Cultural questions aside, Draghi will soon find that the ECB is at loggerheads with national governments on the question of how best to navigate the euro through the crisis. Some governments are arguing that the ECB's interest rates are too low; others are arguing they are too high. While some countries, such as Spain, are struggling with massive unemployment, others, like Germany and Finland, are already fearing inflation and overheated economies. And no matter what Draghi decides to do, EU bureaucrats are going to be casting a skeptical eye on the expansive and extraordinary powers he has inherited.
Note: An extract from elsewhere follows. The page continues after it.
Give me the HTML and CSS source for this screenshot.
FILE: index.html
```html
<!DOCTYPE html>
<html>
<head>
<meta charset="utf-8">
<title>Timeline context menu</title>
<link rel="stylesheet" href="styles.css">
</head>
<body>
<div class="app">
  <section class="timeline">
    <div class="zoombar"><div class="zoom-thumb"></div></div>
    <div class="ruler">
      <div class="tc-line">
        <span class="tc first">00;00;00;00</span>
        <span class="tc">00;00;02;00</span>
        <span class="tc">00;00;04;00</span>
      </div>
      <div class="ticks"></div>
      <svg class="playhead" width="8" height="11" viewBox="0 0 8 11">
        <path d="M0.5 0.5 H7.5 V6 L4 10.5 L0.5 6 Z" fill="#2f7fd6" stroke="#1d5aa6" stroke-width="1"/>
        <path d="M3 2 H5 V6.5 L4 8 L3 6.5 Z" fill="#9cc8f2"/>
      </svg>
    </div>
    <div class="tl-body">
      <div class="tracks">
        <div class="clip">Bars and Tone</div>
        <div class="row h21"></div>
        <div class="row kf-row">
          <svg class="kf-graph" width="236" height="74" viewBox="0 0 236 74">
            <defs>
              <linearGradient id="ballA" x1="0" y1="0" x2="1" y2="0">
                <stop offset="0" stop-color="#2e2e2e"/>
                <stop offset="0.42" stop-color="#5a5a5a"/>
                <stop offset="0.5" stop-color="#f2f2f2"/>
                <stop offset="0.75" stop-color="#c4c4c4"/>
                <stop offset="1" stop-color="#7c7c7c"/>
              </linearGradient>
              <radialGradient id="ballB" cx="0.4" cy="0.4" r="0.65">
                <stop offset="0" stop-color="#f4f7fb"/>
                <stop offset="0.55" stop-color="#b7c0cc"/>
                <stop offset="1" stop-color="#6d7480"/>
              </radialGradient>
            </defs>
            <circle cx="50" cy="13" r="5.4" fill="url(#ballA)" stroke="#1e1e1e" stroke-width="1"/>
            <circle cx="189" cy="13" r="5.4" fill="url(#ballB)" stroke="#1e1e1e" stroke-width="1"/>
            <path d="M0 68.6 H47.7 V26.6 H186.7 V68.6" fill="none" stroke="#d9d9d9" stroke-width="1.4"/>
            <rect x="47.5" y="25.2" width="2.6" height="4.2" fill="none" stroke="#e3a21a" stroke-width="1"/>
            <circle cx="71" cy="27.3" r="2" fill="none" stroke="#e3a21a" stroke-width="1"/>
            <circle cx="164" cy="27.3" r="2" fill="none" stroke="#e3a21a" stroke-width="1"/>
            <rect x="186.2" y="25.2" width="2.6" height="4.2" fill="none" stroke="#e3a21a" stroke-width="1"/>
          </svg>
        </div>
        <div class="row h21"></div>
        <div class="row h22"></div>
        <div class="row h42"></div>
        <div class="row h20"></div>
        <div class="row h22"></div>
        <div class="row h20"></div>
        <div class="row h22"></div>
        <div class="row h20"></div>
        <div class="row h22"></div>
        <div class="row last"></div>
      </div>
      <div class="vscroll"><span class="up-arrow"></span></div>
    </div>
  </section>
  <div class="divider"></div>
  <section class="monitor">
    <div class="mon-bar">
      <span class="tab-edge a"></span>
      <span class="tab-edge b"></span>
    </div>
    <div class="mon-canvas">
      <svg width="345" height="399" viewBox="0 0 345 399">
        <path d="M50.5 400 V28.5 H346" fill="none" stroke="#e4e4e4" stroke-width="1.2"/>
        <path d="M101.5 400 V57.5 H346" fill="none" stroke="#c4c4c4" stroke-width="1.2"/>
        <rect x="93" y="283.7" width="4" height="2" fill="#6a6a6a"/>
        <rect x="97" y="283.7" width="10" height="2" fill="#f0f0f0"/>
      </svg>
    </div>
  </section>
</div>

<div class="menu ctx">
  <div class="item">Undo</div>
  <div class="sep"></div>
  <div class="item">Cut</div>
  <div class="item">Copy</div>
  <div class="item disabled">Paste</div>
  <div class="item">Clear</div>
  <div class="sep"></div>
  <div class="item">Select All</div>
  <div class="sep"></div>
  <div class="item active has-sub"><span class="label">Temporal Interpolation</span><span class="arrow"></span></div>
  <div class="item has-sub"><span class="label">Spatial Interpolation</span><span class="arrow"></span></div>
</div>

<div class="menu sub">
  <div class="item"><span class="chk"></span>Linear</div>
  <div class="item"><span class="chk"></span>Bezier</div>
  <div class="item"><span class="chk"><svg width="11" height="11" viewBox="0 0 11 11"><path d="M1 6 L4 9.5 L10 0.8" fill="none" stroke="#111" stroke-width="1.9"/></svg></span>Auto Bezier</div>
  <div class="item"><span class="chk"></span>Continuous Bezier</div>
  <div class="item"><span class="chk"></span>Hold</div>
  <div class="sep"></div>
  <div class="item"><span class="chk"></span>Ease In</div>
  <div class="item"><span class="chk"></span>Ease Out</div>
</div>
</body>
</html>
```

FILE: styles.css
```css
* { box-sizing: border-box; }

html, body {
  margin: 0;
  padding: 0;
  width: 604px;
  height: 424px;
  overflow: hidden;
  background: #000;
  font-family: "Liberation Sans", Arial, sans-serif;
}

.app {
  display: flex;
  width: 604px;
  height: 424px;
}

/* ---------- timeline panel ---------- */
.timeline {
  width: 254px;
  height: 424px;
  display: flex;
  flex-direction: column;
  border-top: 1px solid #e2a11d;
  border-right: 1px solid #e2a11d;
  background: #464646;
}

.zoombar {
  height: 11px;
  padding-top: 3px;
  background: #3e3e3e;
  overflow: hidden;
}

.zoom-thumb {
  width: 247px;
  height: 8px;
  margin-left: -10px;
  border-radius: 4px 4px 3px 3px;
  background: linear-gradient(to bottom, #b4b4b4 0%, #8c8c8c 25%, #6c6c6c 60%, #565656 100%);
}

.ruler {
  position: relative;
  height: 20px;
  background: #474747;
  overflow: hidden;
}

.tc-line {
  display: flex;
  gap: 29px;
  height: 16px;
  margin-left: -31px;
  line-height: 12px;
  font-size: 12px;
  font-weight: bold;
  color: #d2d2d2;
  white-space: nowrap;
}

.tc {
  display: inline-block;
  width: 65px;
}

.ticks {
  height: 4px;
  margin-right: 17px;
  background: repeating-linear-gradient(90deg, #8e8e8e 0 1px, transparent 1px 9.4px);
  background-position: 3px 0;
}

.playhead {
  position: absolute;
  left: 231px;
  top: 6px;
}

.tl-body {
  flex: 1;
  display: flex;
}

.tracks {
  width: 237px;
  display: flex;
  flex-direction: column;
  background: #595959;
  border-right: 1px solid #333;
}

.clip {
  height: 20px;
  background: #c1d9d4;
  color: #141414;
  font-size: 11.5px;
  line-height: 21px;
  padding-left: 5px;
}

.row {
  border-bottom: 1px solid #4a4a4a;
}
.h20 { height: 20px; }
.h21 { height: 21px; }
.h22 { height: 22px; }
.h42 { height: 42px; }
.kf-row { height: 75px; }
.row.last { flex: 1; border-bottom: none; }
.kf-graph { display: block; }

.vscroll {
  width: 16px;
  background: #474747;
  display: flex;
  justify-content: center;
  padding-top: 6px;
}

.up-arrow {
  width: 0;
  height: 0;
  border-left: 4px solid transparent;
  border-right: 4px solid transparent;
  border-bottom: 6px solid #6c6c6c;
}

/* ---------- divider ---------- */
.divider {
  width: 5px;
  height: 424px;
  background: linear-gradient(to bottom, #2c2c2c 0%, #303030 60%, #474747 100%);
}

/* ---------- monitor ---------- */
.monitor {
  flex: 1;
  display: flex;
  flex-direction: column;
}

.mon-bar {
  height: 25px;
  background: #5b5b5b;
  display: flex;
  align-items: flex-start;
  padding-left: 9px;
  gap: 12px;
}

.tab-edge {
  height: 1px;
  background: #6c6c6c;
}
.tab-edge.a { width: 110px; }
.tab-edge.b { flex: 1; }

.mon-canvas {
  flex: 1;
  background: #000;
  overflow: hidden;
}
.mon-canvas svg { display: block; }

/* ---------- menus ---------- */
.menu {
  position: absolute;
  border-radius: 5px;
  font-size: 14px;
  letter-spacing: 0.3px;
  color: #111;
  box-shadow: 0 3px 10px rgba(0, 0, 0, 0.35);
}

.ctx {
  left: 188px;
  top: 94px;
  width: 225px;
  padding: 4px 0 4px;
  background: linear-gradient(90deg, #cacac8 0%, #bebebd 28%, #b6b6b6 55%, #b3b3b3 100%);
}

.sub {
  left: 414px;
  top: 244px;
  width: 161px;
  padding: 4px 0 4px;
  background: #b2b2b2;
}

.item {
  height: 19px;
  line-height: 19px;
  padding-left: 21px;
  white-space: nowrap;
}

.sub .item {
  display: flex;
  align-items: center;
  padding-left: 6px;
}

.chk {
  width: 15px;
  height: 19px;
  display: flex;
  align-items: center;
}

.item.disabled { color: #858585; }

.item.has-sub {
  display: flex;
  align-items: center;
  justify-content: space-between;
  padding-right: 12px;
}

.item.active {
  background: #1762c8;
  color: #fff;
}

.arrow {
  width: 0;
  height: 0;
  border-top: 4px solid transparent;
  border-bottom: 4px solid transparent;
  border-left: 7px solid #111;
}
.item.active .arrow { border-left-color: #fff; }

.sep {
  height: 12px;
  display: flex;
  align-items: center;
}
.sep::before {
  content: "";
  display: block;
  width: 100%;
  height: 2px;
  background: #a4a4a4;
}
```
Some in Europe are already murmuring about a worst-case scenario for the ECB. By making such huge bets on the bonds of Greece -- 45 billion euros and counting -- and other heavily indebted countries like Portugal and Spain, the ECB now itself has a huge stake in those countries' staying solvent. Even if Greece moves toward some sort of orderly default, as Germany has proposed, Draghi may see the value of his bank's massive investments precipitously decline. The ECB would then itself become a bad bank writ large, one that will need a bailout from its constituent member states. Indeed, it's not entirely clear what the bank's endgame was, aside from optimism, when it made its bet on Greek sovereign debt.

What's clear is that, one way or another, the ECB will continue to be at the center of the unfolding crisis. Draghi passed only fleetingly through the spotlight on Friday when he was tapped in Brussels, but if he thinks he'll be able to escape to anonymity in Frankfurt, he's wrong. The ECB balance sheets will hide him for only so long. Being boring is a luxury that Draghi no longer has.